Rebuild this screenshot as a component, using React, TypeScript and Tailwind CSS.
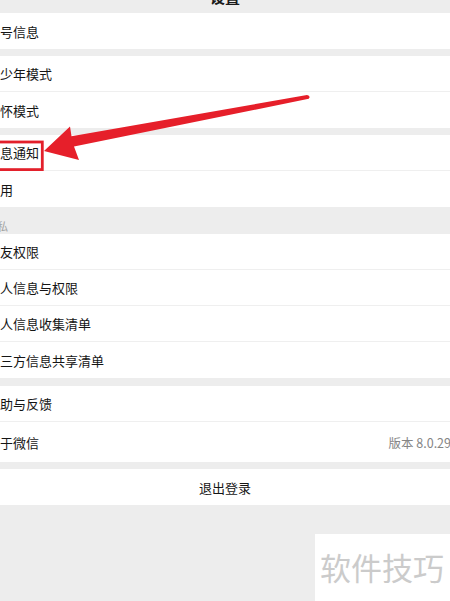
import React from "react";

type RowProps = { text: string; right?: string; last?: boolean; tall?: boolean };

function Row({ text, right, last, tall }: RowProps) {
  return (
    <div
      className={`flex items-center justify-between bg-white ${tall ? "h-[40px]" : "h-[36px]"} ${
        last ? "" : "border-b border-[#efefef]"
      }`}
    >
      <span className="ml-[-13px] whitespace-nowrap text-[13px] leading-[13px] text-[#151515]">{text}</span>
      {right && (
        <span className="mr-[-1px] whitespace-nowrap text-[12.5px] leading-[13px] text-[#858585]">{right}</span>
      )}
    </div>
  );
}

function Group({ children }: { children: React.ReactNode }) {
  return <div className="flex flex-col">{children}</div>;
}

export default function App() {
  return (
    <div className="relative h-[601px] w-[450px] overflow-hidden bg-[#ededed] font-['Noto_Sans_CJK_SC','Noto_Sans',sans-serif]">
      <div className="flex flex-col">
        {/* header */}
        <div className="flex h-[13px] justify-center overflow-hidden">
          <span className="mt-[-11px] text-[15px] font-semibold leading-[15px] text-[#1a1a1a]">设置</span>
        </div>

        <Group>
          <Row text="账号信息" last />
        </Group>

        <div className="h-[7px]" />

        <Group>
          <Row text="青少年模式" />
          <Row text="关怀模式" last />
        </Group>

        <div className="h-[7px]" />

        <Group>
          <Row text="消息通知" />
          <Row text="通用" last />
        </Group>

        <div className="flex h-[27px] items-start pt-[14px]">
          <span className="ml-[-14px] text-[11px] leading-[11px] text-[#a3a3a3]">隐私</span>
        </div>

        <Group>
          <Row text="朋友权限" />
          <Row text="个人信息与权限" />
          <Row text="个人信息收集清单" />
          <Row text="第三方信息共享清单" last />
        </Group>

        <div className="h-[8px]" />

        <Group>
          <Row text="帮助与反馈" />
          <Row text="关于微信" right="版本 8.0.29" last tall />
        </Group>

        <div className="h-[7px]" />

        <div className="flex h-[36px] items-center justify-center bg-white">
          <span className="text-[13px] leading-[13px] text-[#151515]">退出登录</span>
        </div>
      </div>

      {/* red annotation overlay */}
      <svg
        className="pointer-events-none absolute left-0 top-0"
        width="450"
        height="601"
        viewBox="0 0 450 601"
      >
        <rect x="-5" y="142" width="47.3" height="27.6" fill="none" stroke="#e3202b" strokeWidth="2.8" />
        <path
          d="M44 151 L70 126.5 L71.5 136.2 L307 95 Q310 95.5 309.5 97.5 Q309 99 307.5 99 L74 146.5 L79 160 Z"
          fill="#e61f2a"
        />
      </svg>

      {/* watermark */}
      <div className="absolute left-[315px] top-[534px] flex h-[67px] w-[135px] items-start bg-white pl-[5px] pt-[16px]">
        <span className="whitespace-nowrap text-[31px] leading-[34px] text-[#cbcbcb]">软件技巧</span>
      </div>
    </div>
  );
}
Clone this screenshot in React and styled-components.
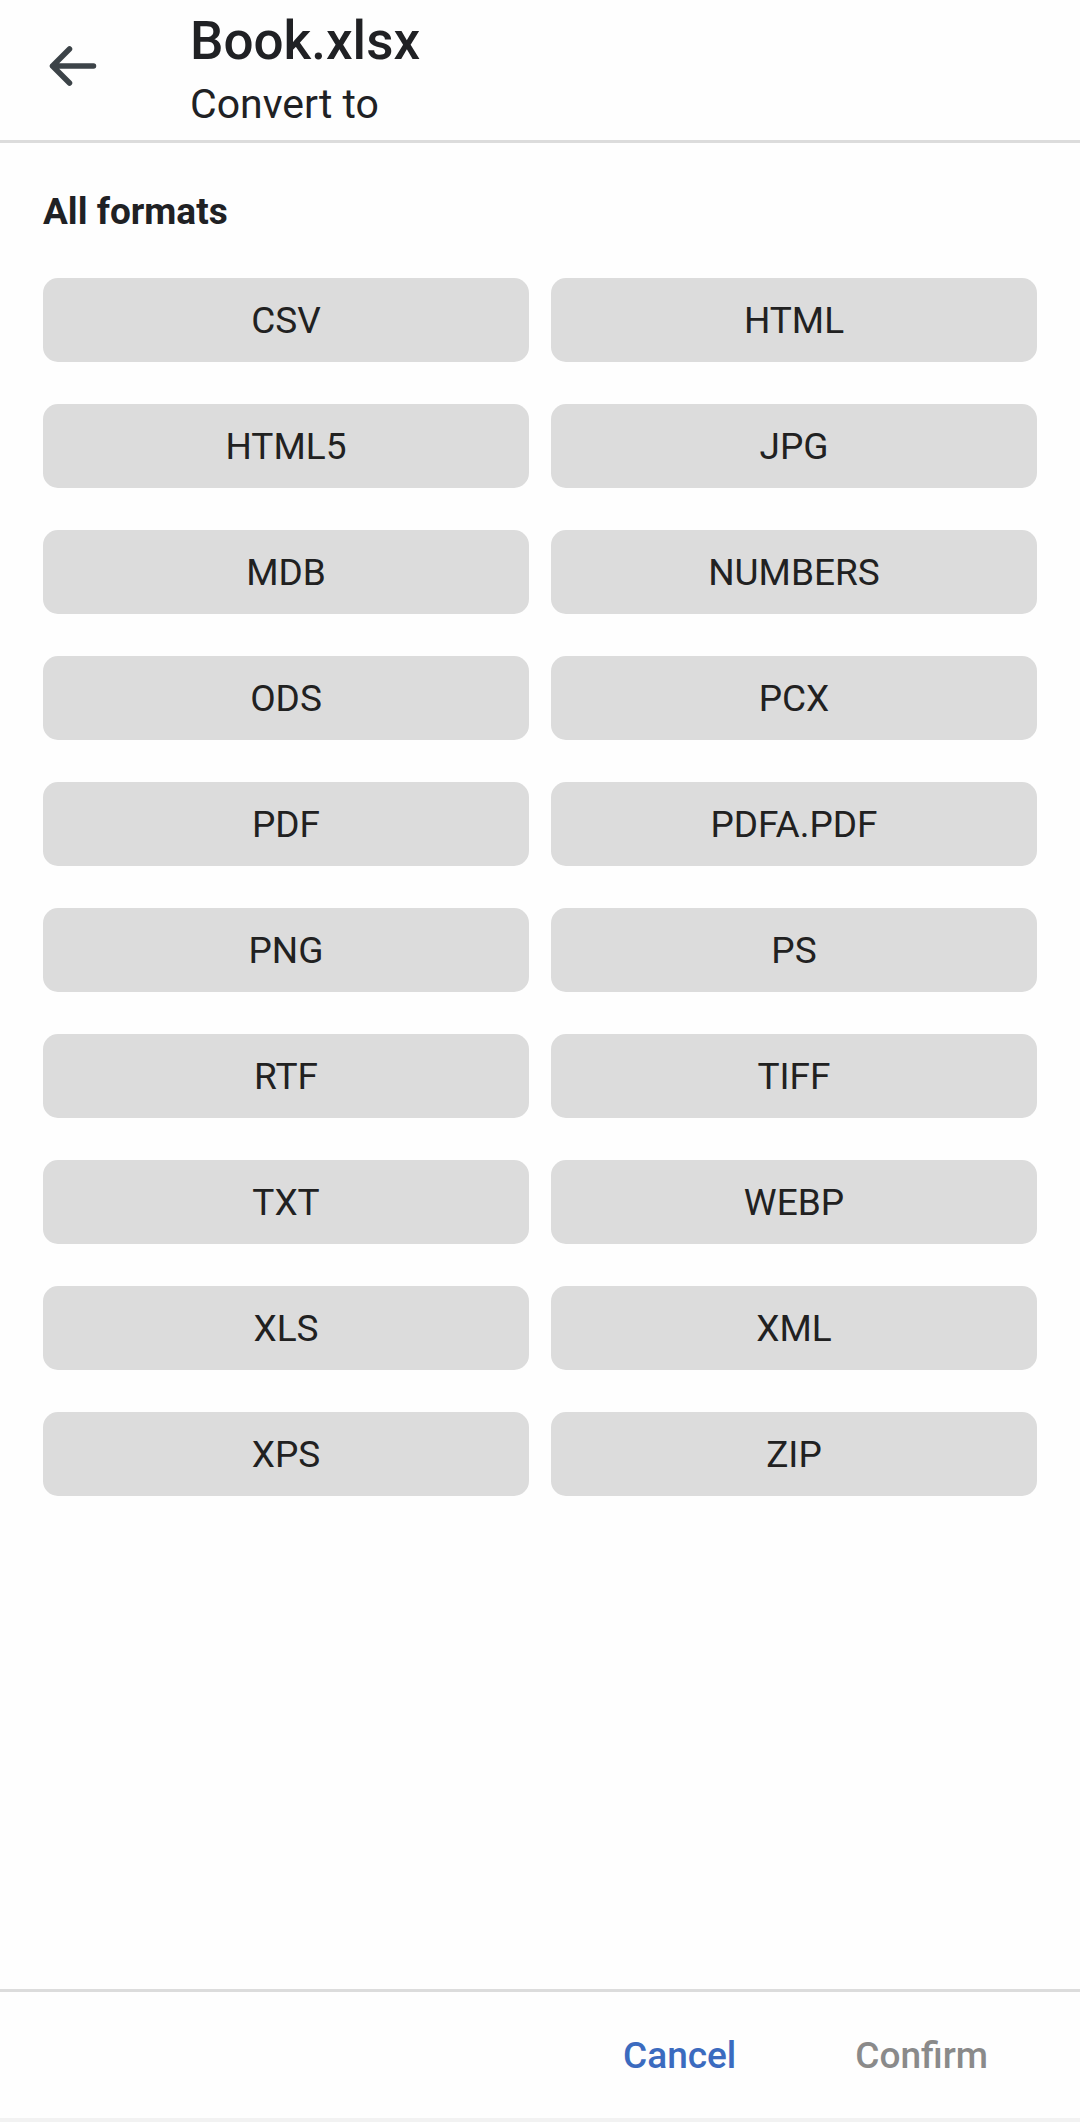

──────

— Your instructions —
Write out all the entries again, word for word, and print no images.

— The result —
Rebuild this screenshot as a component, using React, TypeScript and Tailwind CSS.
import React from "react";

type RowProps = { text: string; right?: string; last?: boolean; tall?: boolean };

function Row({ text, right, last, tall }: RowProps) {
  return (
    <div
      className={`flex items-center justify-between bg-white ${tall ? "h-[40px]" : "h-[36px]"} ${
        last ? "" : "border-b border-[#efefef]"
      }`}
    >
      <span className="ml-[-13px] whitespace-nowrap text-[13px] leading-[13px] text-[#151515]">{text}</span>
      {right && (
        <span className="mr-[-1px] whitespace-nowrap text-[12.5px] leading-[13px] text-[#858585]">{right}</span>
      )}
    </div>
  );
}

function Group({ children }: { children: React.ReactNode }) {
  return <div className="flex flex-col">{children}</div>;
}

export default function App() {
  return (
    <div className="relative h-[601px] w-[450px] overflow-hidden bg-[#ededed] font-['Noto_Sans_CJK_SC','Noto_Sans',sans-serif]">
      <div className="flex flex-col">
        {/* header */}
        <div className="flex h-[13px] justify-center overflow-hidden">
          <span className="mt-[-11px] text-[15px] font-semibold leading-[15px] text-[#1a1a1a]">设置</span>
        </div>

        <Group>
          <Row text="账号信息" last />
        </Group>

        <div className="h-[7px]" />

        <Group>
          <Row text="青少年模式" />
          <Row text="关怀模式" last />
        </Group>

        <div className="h-[7px]" />

        <Group>
          <Row text="消息通知" />
          <Row text="通用" last />
        </Group>

        <div className="flex h-[27px] items-start pt-[14px]">
          <span className="ml-[-14px] text-[11px] leading-[11px] text-[#a3a3a3]">隐私</span>
        </div>

        <Group>
          <Row text="朋友权限" />
          <Row text="个人信息与权限" />
          <Row text="个人信息收集清单" />
          <Row text="第三方信息共享清单" last />
        </Group>

        <div className="h-[8px]" />

        <Group>
          <Row text="帮助与反馈" />
          <Row text="关于微信" right="版本 8.0.29" last tall />
        </Group>

        <div className="h-[7px]" />

        <div className="flex h-[36px] items-center justify-center bg-white">
          <span className="text-[13px] leading-[13px] text-[#151515]">退出登录</span>
        </div>
      </div>

      {/* red annotation overlay */}
      <svg
        className="pointer-events-none absolute left-0 top-0"
        width="450"
        height="601"
        viewBox="0 0 450 601"
      >
        <rect x="-5" y="142" width="47.3" height="27.6" fill="none" stroke="#e3202b" strokeWidth="2.8" />
        <path
          d="M44 151 L70 126.5 L71.5 136.2 L307 95 Q310 95.5 309.5 97.5 Q309 99 307.5 99 L74 146.5 L79 160 Z"
          fill="#e61f2a"
        />
      </svg>

      {/* watermark */}
      <div className="absolute left-[315px] top-[534px] flex h-[67px] w-[135px] items-start bg-white pl-[5px] pt-[16px]">
        <span className="whitespace-nowrap text-[31px] leading-[34px] text-[#cbcbcb]">软件技巧</span>
      </div>
    </div>
  );
}
Clone this screenshot in React and styled-components.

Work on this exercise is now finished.